Leave out the pictures, then reproduce the rest of the material exactly.
----
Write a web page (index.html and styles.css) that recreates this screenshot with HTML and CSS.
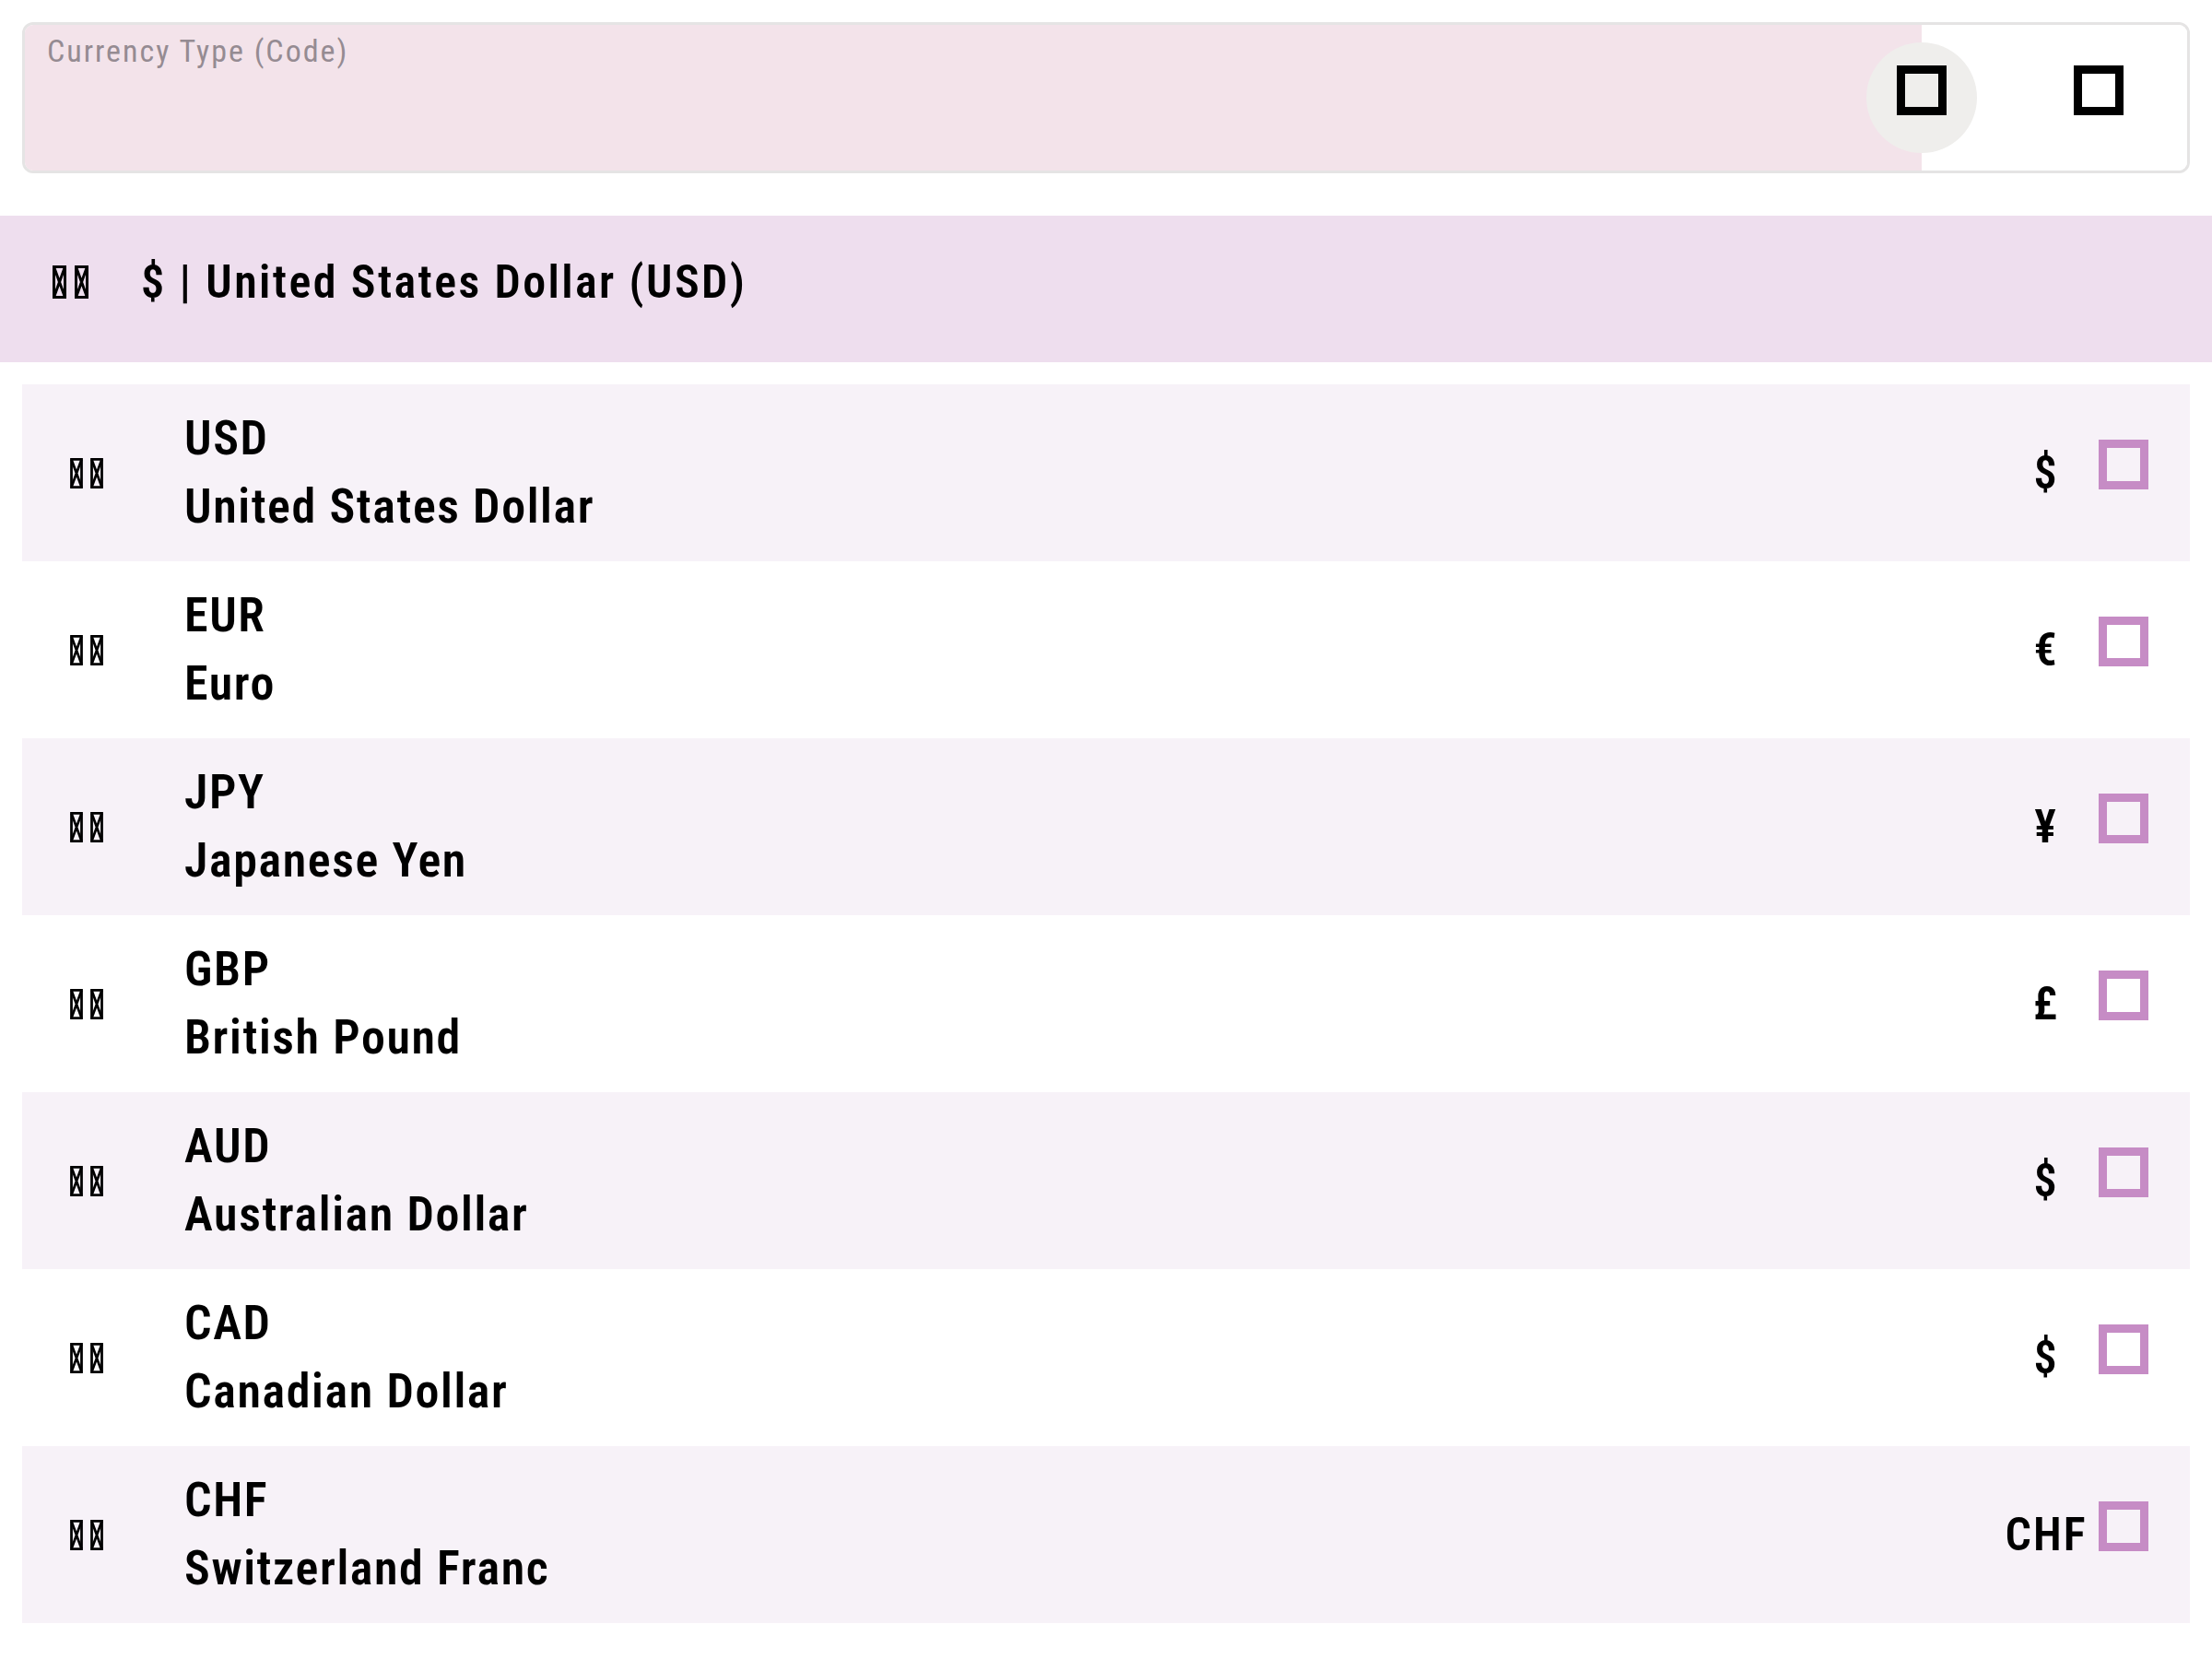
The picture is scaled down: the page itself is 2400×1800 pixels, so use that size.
FILE: index.html
```html
<!DOCTYPE html>
<html lang="en">
<head>
<meta charset="utf-8">
<title>Currency Picker</title>
<link rel="stylesheet" href="styles.css">
</head>
<body>
<div class="field">
  <div class="field-input"><span class="field-label">Currency Type (Code)</span></div>
  <div class="field-end">
    <span class="ripple"></span>
    <span class="icon icon-first"></span>
    <span class="icon"></span>
  </div>
</div>
<div class="selected">
  <svg class="tofu tofu-head" viewBox="0 0 39 36" aria-label="US flag"><g fill="none" stroke="#000" stroke-width="3"><rect x="1.5" y="1.5" width="12" height="33"/><path d="M1.5 1.5 L13.5 34.5 M13.5 1.5 L1.5 34.5"/><rect x="25.5" y="1.5" width="12" height="33"/><path d="M25.5 1.5 L37.5 34.5 M37.5 1.5 L25.5 34.5"/></g></svg>
  <span class="selected-text">$ | United States Dollar (USD)</span>
</div>
<ul class="list">
  <li class="row row-alt">
    <span class="flag"><svg class="tofu" viewBox="0 0 39 36"><use href="#t"/></svg></span>
    <span class="names"><span class="code">USD</span><span class="name">United States Dollar</span></span>
    <span class="symbol">$</span><span class="check"></span>
  </li>
  <li class="row">
    <span class="flag"><svg class="tofu" viewBox="0 0 39 36"><use href="#t"/></svg></span>
    <span class="names"><span class="code">EUR</span><span class="name">Euro</span></span>
    <span class="symbol">€</span><span class="check"></span>
  </li>
  <li class="row row-alt">
    <span class="flag"><svg class="tofu" viewBox="0 0 39 36"><use href="#t"/></svg></span>
    <span class="names"><span class="code">JPY</span><span class="name">Japanese Yen</span></span>
    <span class="symbol">¥</span><span class="check"></span>
  </li>
  <li class="row">
    <span class="flag"><svg class="tofu" viewBox="0 0 39 36"><use href="#t"/></svg></span>
    <span class="names"><span class="code">GBP</span><span class="name">British Pound</span></span>
    <span class="symbol">£</span><span class="check"></span>
  </li>
  <li class="row row-alt">
    <span class="flag"><svg class="tofu" viewBox="0 0 39 36"><use href="#t"/></svg></span>
    <span class="names"><span class="code">AUD</span><span class="name">Australian Dollar</span></span>
    <span class="symbol">$</span><span class="check"></span>
  </li>
  <li class="row">
    <span class="flag"><svg class="tofu" viewBox="0 0 39 36"><use href="#t"/></svg></span>
    <span class="names"><span class="code">CAD</span><span class="name">Canadian Dollar</span></span>
    <span class="symbol">$</span><span class="check"></span>
  </li>
  <li class="row row-alt">
    <span class="flag"><svg class="tofu" viewBox="0 0 39 36"><use href="#t"/></svg></span>
    <span class="names"><span class="code">CHF</span><span class="name">Switzerland Franc</span></span>
    <span class="symbol">CHF</span><span class="check"></span>
  </li>
</ul>
<svg class="defs" width="0" height="0"><defs><g id="t" fill="none" stroke="#000" stroke-width="3"><rect x="1.5" y="1.5" width="12" height="33"/><path d="M1.5 1.5 L13.5 34.5 M13.5 1.5 L1.5 34.5"/><rect x="25.5" y="1.5" width="12" height="33"/><path d="M25.5 1.5 L37.5 34.5 M37.5 1.5 L25.5 34.5"/></g></defs></svg>
</body>
</html>
```

FILE: styles.css
```css
* { box-sizing: border-box; }
html, body { margin: 0; padding: 0; background: #ffffff; }
body {
  font-family: Roboto, "Noto Sans", "DejaVu Sans", sans-serif;
  font-stretch: 75%;
  color: #000000;
}
.defs { position: absolute; width: 0; height: 0; }

.field {
  margin: 24px 24px 0 24px;
  height: 164px;
  border: 3px solid #e5e4e4;
  border-radius: 12px;
  display: flex;
  overflow: hidden;
  background: #ffffff;
}
.field-input {
  flex: 1;
  background: #f3e3ea;
  padding: 8px 0 0 24px;
}
.field-label {
  font-size: 34px;
  line-height: normal;
  letter-spacing: 2px;
  color: #958b92;
}
.field-end {
  position: relative;
  z-index: 0;
  width: 288px;
  display: flex;
  align-items: flex-start;
  gap: 138px;
  padding-top: 44px;
  background: #ffffff;
}
.ripple {
  position: absolute;
  z-index: -1;
  left: -60px;
  top: 19px;
  width: 120px;
  height: 120px;
  border-radius: 50%;
  background: #efeeec;
}
.icon {
  width: 54px;
  height: 54px;
  border: 9px solid #000000;
}
.icon-first { margin-left: -27px; }

.selected {
  margin-top: 46px;
  height: 159px;
  background: #eedeee;
  display: flex;
  align-items: center;
  padding: 0 0 15px 57px;
}
.tofu {
  display: block;
  width: 39px;
  height: 36px;
}
.tofu-head { margin-right: 57px; }
.selected-text {
  font-size: 50px;
  font-weight: 600;
  letter-spacing: 2.4px;
}

.list {
  list-style: none;
  margin: 24px 24px 0 24px;
  padding: 0;
}
.row {
  height: 192px;
  display: flex;
  align-items: center;
  padding: 0 45px 0 51px;
  background: #ffffff;
}
.row-alt { background: #f7f2f8; }
.flag { width: 125px; display: flex; }
.flag .tofu { width: 38px; height: 33px; }
.names {
  flex: 1;
  display: flex;
  flex-direction: column;
  font-size: 52px;
  font-weight: 600;
  letter-spacing: 1.6px;
  line-height: 74px;
}
.symbol {
  width: 90px;
  display: flex;
  justify-content: center;
  font-size: 50px;
  font-weight: 600;
  letter-spacing: 2px;
  margin-right: 12px;
}
.check {
  width: 54px;
  height: 54px;
  border: 9px solid #c68cc5;
  margin-bottom: 18px;
}
```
----
* _OUTPUT OF THE TASK_
Write a web page (index.html and styles.css) that recreates this screenshot with HTML and CSS.
The picture is scaled down: the page itself is 2400×1800 pixels, so use that size.
FILE: index.html
```html
<!DOCTYPE html>
<html lang="en">
<head>
<meta charset="utf-8">
<title>Currency Picker</title>
<link rel="stylesheet" href="styles.css">
</head>
<body>
<div class="field">
  <div class="field-input"><span class="field-label">Currency Type (Code)</span></div>
  <div class="field-end">
    <span class="ripple"></span>
    <span class="icon icon-first"></span>
    <span class="icon"></span>
  </div>
</div>
<div class="selected">
  <svg class="tofu tofu-head" viewBox="0 0 39 36" aria-label="US flag"><g fill="none" stroke="#000" stroke-width="3"><rect x="1.5" y="1.5" width="12" height="33"/><path d="M1.5 1.5 L13.5 34.5 M13.5 1.5 L1.5 34.5"/><rect x="25.5" y="1.5" width="12" height="33"/><path d="M25.5 1.5 L37.5 34.5 M37.5 1.5 L25.5 34.5"/></g></svg>
  <span class="selected-text">$ | United States Dollar (USD)</span>
</div>
<ul class="list">
  <li class="row row-alt">
    <span class="flag"><svg class="tofu" viewBox="0 0 39 36"><use href="#t"/></svg></span>
    <span class="names"><span class="code">USD</span><span class="name">United States Dollar</span></span>
    <span class="symbol">$</span><span class="check"></span>
  </li>
  <li class="row">
    <span class="flag"><svg class="tofu" viewBox="0 0 39 36"><use href="#t"/></svg></span>
    <span class="names"><span class="code">EUR</span><span class="name">Euro</span></span>
    <span class="symbol">€</span><span class="check"></span>
  </li>
  <li class="row row-alt">
    <span class="flag"><svg class="tofu" viewBox="0 0 39 36"><use href="#t"/></svg></span>
    <span class="names"><span class="code">JPY</span><span class="name">Japanese Yen</span></span>
    <span class="symbol">¥</span><span class="check"></span>
  </li>
  <li class="row">
    <span class="flag"><svg class="tofu" viewBox="0 0 39 36"><use href="#t"/></svg></span>
    <span class="names"><span class="code">GBP</span><span class="name">British Pound</span></span>
    <span class="symbol">£</span><span class="check"></span>
  </li>
  <li class="row row-alt">
    <span class="flag"><svg class="tofu" viewBox="0 0 39 36"><use href="#t"/></svg></span>
    <span class="names"><span class="code">AUD</span><span class="name">Australian Dollar</span></span>
    <span class="symbol">$</span><span class="check"></span>
  </li>
  <li class="row">
    <span class="flag"><svg class="tofu" viewBox="0 0 39 36"><use href="#t"/></svg></span>
    <span class="names"><span class="code">CAD</span><span class="name">Canadian Dollar</span></span>
    <span class="symbol">$</span><span class="check"></span>
  </li>
  <li class="row row-alt">
    <span class="flag"><svg class="tofu" viewBox="0 0 39 36"><use href="#t"/></svg></span>
    <span class="names"><span class="code">CHF</span><span class="name">Switzerland Franc</span></span>
    <span class="symbol">CHF</span><span class="check"></span>
  </li>
</ul>
<svg class="defs" width="0" height="0"><defs><g id="t" fill="none" stroke="#000" stroke-width="3"><rect x="1.5" y="1.5" width="12" height="33"/><path d="M1.5 1.5 L13.5 34.5 M13.5 1.5 L1.5 34.5"/><rect x="25.5" y="1.5" width="12" height="33"/><path d="M25.5 1.5 L37.5 34.5 M37.5 1.5 L25.5 34.5"/></g></defs></svg>
</body>
</html>
```

FILE: styles.css
```css
* { box-sizing: border-box; }
html, body { margin: 0; padding: 0; background: #ffffff; }
body {
  font-family: Roboto, "Noto Sans", "DejaVu Sans", sans-serif;
  font-stretch: 75%;
  color: #000000;
}
.defs { position: absolute; width: 0; height: 0; }

.field {
  margin: 24px 24px 0 24px;
  height: 164px;
  border: 3px solid #e5e4e4;
  border-radius: 12px;
  display: flex;
  overflow: hidden;
  background: #ffffff;
}
.field-input {
  flex: 1;
  background: #f3e3ea;
  padding: 8px 0 0 24px;
}
.field-label {
  font-size: 34px;
  line-height: normal;
  letter-spacing: 2px;
  color: #958b92;
}
.field-end {
  position: relative;
  z-index: 0;
  width: 288px;
  display: flex;
  align-items: flex-start;
  gap: 138px;
  padding-top: 44px;
  background: #ffffff;
}
.ripple {
  position: absolute;
  z-index: -1;
  left: -60px;
  top: 19px;
  width: 120px;
  height: 120px;
  border-radius: 50%;
  background: #efeeec;
}
.icon {
  width: 54px;
  height: 54px;
  border: 9px solid #000000;
}
.icon-first { margin-left: -27px; }

.selected {
  margin-top: 46px;
  height: 159px;
  background: #eedeee;
  display: flex;
  align-items: center;
  padding: 0 0 15px 57px;
}
.tofu {
  display: block;
  width: 39px;
  height: 36px;
}
.tofu-head { margin-right: 57px; }
.selected-text {
  font-size: 50px;
  font-weight: 600;
  letter-spacing: 2.4px;
}

.list {
  list-style: none;
  margin: 24px 24px 0 24px;
  padding: 0;
}
.row {
  height: 192px;
  display: flex;
  align-items: center;
  padding: 0 45px 0 51px;
  background: #ffffff;
}
.row-alt { background: #f7f2f8; }
.flag { width: 125px; display: flex; }
.flag .tofu { width: 38px; height: 33px; }
.names {
  flex: 1;
  display: flex;
  flex-direction: column;
  font-size: 52px;
  font-weight: 600;
  letter-spacing: 1.6px;
  line-height: 74px;
}
.symbol {
  width: 90px;
  display: flex;
  justify-content: center;
  font-size: 50px;
  font-weight: 600;
  letter-spacing: 2px;
  margin-right: 12px;
}
.check {
  width: 54px;
  height: 54px;
  border: 9px solid #c68cc5;
  margin-bottom: 18px;
}
```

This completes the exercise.